I should calculate the limit of a sequence. A friend told me, that the solution is $1$. But I got $(-1)^n$.
The exercise is: $\lim\limits_{n \to \infty} \frac{1}{n^2} + (-1)^n \cdot \frac{n^2}{n^2+1}$
I did following: $\begin{align*} &=\frac{n^2 ((-1)^n n^2 + 1 + \frac{1}{n^2})}{n^2(n^2+1)}\\ &=\frac{(-1)^n n^2 + 1 + \frac{1}{n^2}}{(n^2+1)}\\ &=\frac{n^2(\frac{(-1)^n n^2}{n^2} + \frac{1}{n^2} + \frac{1}{n^4})}{n^2(1 + \frac{1}{n^2})}\\ &=\frac{(-1)^n + 0 +0}{1}\\ &=\lim\limits_{n \to \infty} (-1)^n \end{align*}$
What did I wrong?
Edit Well, some answers confused me. Here the complete exercise.

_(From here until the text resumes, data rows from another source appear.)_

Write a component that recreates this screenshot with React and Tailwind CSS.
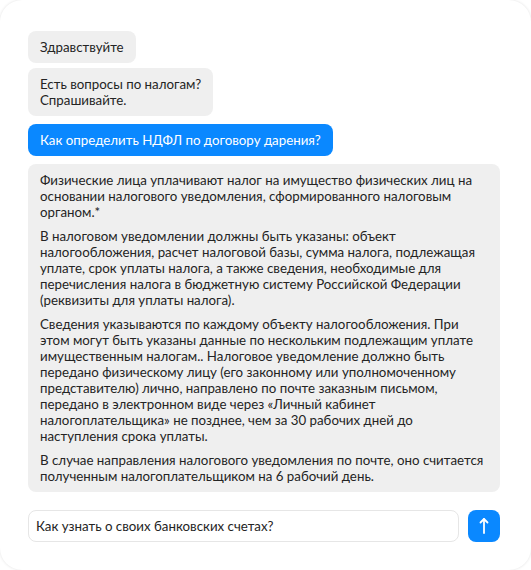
export default function App() {
  const font = { fontFamily: "Lato, 'Noto Sans', sans-serif" };
  return (
    <div className="w-[531px] h-[570px] bg-white overflow-hidden">
      <div
        className="w-[531px] h-[570px] bg-white rounded-[22px] shadow-[0_0_3px_rgba(0,0,0,0.12)] pt-[31px] pl-[28px] pr-[31px] text-[13.3px] leading-[16px] text-[#242424]"
        style={font}
      >
        <div className="flex flex-col items-start">
          <div className="bg-[#efefef] rounded-lg px-3 py-2">Здравствуйте</div>
          <div className="bg-[#efefef] rounded-lg px-3 py-2 mt-[5px]">
            Есть вопросы по налогам?
            <br />
            Спрашивайте.
          </div>
          <div className="bg-[#0a88ff] text-white rounded-lg px-3 py-2 mt-[8px]">
            Как определить НДФЛ по договору дарения?
          </div>
          <div className="bg-[#efefef] rounded-lg pl-3 pr-3 py-2 mt-[8px] w-full flex flex-col gap-2">
            <p>
              Физические лица уплачивают налог на имущество физических лиц на основании налогового уведомления, сформированного налоговым органом.*
            </p>
            <p>
              В налоговом уведомлении должны быть указаны: объект налогообложения, расчет налоговой базы, сумма налога, подлежащая уплате, срок уплаты налога, а также сведения, необходимые для перечисления налога в бюджетную систему Российской Федерации (реквизиты для уплаты налога).
            </p>
            <p>
              Сведения указываются по каждому объекту налогообложения. При этом могут быть указаны данные по нескольким подлежащим уплате имущественным налогам.. Налоговое уведомление должно быть передано физическому лицу (его законному или уполномоченному представителю) лично, направлено по почте заказным письмом, передано в электронном виде через «Личный кабинет налогоплательщика» не позднее, чем за 30 рабочих дней до наступления срока уплаты.
            </p>
            <p>
              В случае направления налогового уведомления по почте, оно считается полученным налогоплательщиком на 6 рабочий день.
            </p>
          </div>
          <div className="w-full flex items-center gap-[9px] mt-[18px]">
            <div className="flex-1 h-[32px] border border-[#e6e6e6] rounded-lg pl-[7px] flex items-center">
              Как узнать о своих банковских счетах?
            </div>
            <button className="w-[32px] h-[32px] rounded-lg bg-[#0a88ff] flex items-center justify-center">
              <svg width="14" height="18" viewBox="0 0 14 18" fill="none" stroke="white" strokeWidth="1.8" strokeLinecap="round" strokeLinejoin="round">
                <path d="M7 16V2" />
                <path d="M3.5 5.5L7 2l3.5 3.5" />
              </svg>
            </button>
          </div>
        </div>
      </div>
    </div>
  );
}
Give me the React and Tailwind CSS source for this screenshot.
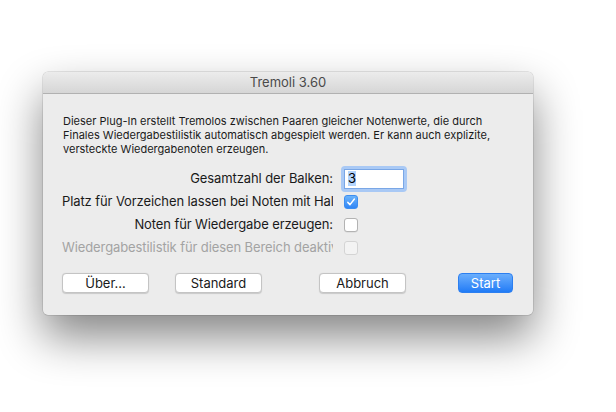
import React from "react";

const font = { fontFamily: "Inter, 'Noto Sans', sans-serif" };

function Check({ checked, disabled }) {
  if (checked) {
    return (
      <div className="w-[14px] h-[14px] rounded-[3px] bg-gradient-to-b from-[#6cb3fa] to-[#2f86f6] border border-[#3d8ef0] flex items-center justify-center">
        <svg width="10" height="10" viewBox="0 0 10 10">
          <path d="M1.8 5.4 L4 7.6 L8.4 2" fill="none" stroke="white" strokeWidth="1.5" strokeLinecap="round" strokeLinejoin="round" />
        </svg>
      </div>
    );
  }
  return (
    <div
      className={
        disabled
          ? "w-[14px] h-[14px] rounded-[3px] bg-[#f3f3f3] border border-[#d4d4d4]"
          : "w-[14px] h-[14px] rounded-[3px] bg-white border border-[#b3b3b3] shadow-[0_0.5px_0.5px_rgba(0,0,0,0.1)]"
      }
    />
  );
}

function Btn({ children, primary, className = "" }) {
  return (
    <div
      className={
        (primary
          ? "bg-gradient-to-b from-[#6aaefc] to-[#1f7bf6] text-white border border-[#2c7ff0] "
          : "bg-white text-[#1a1a1a] border border-[#c4c4c4] shadow-[0_0.5px_1px_rgba(0,0,0,0.15)] ") +
        "h-[20px] rounded-[4px] flex items-center justify-center text-[13px] leading-none " +
        className
      }
    >
      {children}
    </div>
  );
}

function Row({ label, disabled, children }) {
  return (
    <div className="flex items-center h-[23px]">
      <div
        className={
          "w-[271px] overflow-hidden whitespace-nowrap text-right text-[13px] tracking-[-0.1px] " +
          (disabled ? "text-[#a3a3a3]" : "text-[#1a1a1a]")
        }
      >
        {label}
      </div>
      <div className="ml-[11px] flex items-center">{children}</div>
    </div>
  );
}

export default function App() {
  return (
    <div className="w-[616px] h-[412px] bg-white overflow-hidden" style={font}>
      <div className="ml-[43px] mt-[72px] w-[490px] h-[243px] rounded-[5px] bg-[#ececec] shadow-[0_22px_45px_rgba(0,0,0,0.48),0_0_0_0.5px_rgba(0,0,0,0.18)] flex flex-col overflow-hidden">
        <div className="h-[22px] shrink-0 bg-gradient-to-b from-[#ececec] to-[#d6d6d6] border-b border-[#b1b1b1] flex items-center justify-center text-[13px] text-[#4a4a4a]">
          Tremoli 3.60
        </div>
        <div className="pl-[20px] pr-[20px] pt-[20px] text-[11px] leading-[14px] text-[#1a1a1a]">
          Dieser Plug-In erstellt Tremolos zwischen Paaren gleicher Notenwerte, die durch
          <br />
          Finales Wiedergabestilistik automatisch abgespielt werden. Er kann auch explizite,
          <br />
          versteckte Wiedergabenoten erzeugen.
        </div>
        <div className="pl-[19px] mt-[11px] flex flex-col">
          <Row label="Gesamtzahl der Balken:">
            <div className="rounded-[4px] p-[3px] bg-[#a9c9f5] -ml-[3px]">
              <div className="w-[60px] h-[20px] bg-white border border-[#7aa7e6] flex items-center pl-[3px] text-[13px]">
                <span className="bg-[#b3d4fc] leading-[15px]">3</span>
              </div>
            </div>
          </Row>
          <Row label="Platz für Vorzeichen lassen bei Noten mit Halsen">
            <Check checked />
          </Row>
          <Row label="Noten für Wiedergabe erzeugen:">
            <Check />
          </Row>
          <Row label="Wiedergabestilistik für diesen Bereich deaktivieren" disabled>
            <Check disabled />
          </Row>
        </div>
        <div className="flex items-center pl-[19px] mt-[14px]">
          <Btn className="w-[87px]">Über...</Btn>
          <Btn className="w-[87px] ml-[26px]">Standard</Btn>
          <Btn className="w-[87px] ml-[57px]">Abbruch</Btn>
          <Btn primary className="w-[55px] ml-[52px]">Start</Btn>
        </div>
      </div>
    </div>
  );
}
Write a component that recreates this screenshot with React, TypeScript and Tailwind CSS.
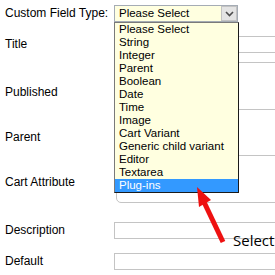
import React from "react";

const items = [
  "Please Select",
  "String",
  "Integer",
  "Parent",
  "Boolean",
  "Date",
  "Time",
  "Image",
  "Cart Variant",
  "Generic child variant",
  "Editor",
  "Textarea",
  "Plug-ins",
];

export default function App() {
  return (
    <div
      className="relative w-[275px] h-[275px] overflow-hidden bg-white text-black"
      style={{ fontFamily: '"Liberation Sans", Arial, sans-serif' }}
    >
      <div className="pt-[5px] text-[12px]">
        {/* Custom field type */}
        <div className="flex h-[17px] items-center">
          <div className="w-[114px] shrink-0 pl-[5px] leading-[15px]">Custom Field Type:</div>
          <div className="relative flex h-[17px] w-[124px] shrink-0 items-center border border-[#a5acb5] bg-[#ffffe0]">
            <span className="pl-[4px] text-[11.5px] leading-[13px]">Please Select</span>
            <div className="absolute right-0 top-0 flex h-[15px] w-[16px] items-center justify-center border border-[#c3c3c3] bg-[#e4e4e4]">
              <svg width="9" height="6" viewBox="0 0 9 6">
                <path d="M1 1 L4.5 4.5 L8 1" fill="none" stroke="#4d4d4d" strokeWidth="1.6" />
              </svg>
            </div>
          </div>
        </div>

        {/* Title */}
        <div className="mt-[14px] flex h-[17px] items-center">
          <div className="w-[114px] shrink-0 pl-[5px] leading-[15px]">Title</div>
          <div className="h-[17px] w-[200px] shrink-0 border border-[#c4c4c4]" />
        </div>

        {/* Box group */}
        <div className="mt-[9px] flex">
          <div className="w-[116px] shrink-0">
            <div className="h-[47px] pl-[5px] pt-[23px] leading-[15px]">Published</div>
            <div className="h-[46px] pl-[5px] pt-[21px] leading-[15px]">Parent</div>
            <div className="h-[48px] pl-[5px] pt-[20px] leading-[15px]">Cart Attribute</div>
          </div>
          <div className="w-[200px] shrink-0 rounded-bl-[5px] border border-[#c4c4c4]">
            <div className="h-[46px]" />
            <div className="h-[46px] border-t border-[#c4c4c4]" />
            <div className="h-[47px] border-t border-[#c4c4c4]" />
          </div>
        </div>

        {/* Description */}
        <div className="mt-[19px] flex h-[17px] items-center">
          <div className="w-[114px] shrink-0 pl-[5px] leading-[15px]">Description</div>
          <div className="h-[17px] w-[200px] shrink-0 border border-[#c4c4c4]" />
        </div>

        {/* Default */}
        <div className="mt-[14px] flex h-[17px] items-center">
          <div className="w-[114px] shrink-0 pl-[5px] leading-[15px]">Default</div>
          <div className="h-[17px] w-[200px] shrink-0 border border-[#c4c4c4]" />
        </div>
      </div>

      {/* Dropdown list */}
      <div className="absolute left-[114px] top-[22px] w-[125px] border border-[#1a1a1a] border-l-[#7a7a7a] border-t-[#7a7a7a] bg-[#ffffe0]">
        {items.map((it) => (
          <div
            key={it}
            className={
              it === "Plug-ins"
                ? "h-[13px] bg-[#3399ff] pl-[4px] text-[11.5px] leading-[13px] text-white"
                : "h-[13px] pl-[4px] text-[11.5px] leading-[13px]"
            }
          >
            {it}
          </div>
        ))}
      </div>

      {/* Red arrow */}
      <svg className="absolute left-0 top-0" width="275" height="275" viewBox="0 0 275 275">
        <line x1="223" y1="242" x2="204" y2="202" stroke="#ee1111" strokeWidth="5" />
        <polygon points="197,187 211,200 199,207" fill="#ee1111" />
      </svg>

      <div
        className="absolute left-[233px] top-[230px] text-[15px] leading-[20px]"
        style={{ fontFamily: '"Open Sans", "Liberation Sans", sans-serif' }}
      >
        Select
      </div>
    </div>
  );
}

I should check if the sequence is convergent for ${n \to \infty}$ and determine the limit if it exist. Also for a sequence which is $\infty$ or $-\infty$.
My friend got $1$ as limit. I got $(-1)^n$. I would say, that this sequence has no limit, just limit points $1$ and $-1$.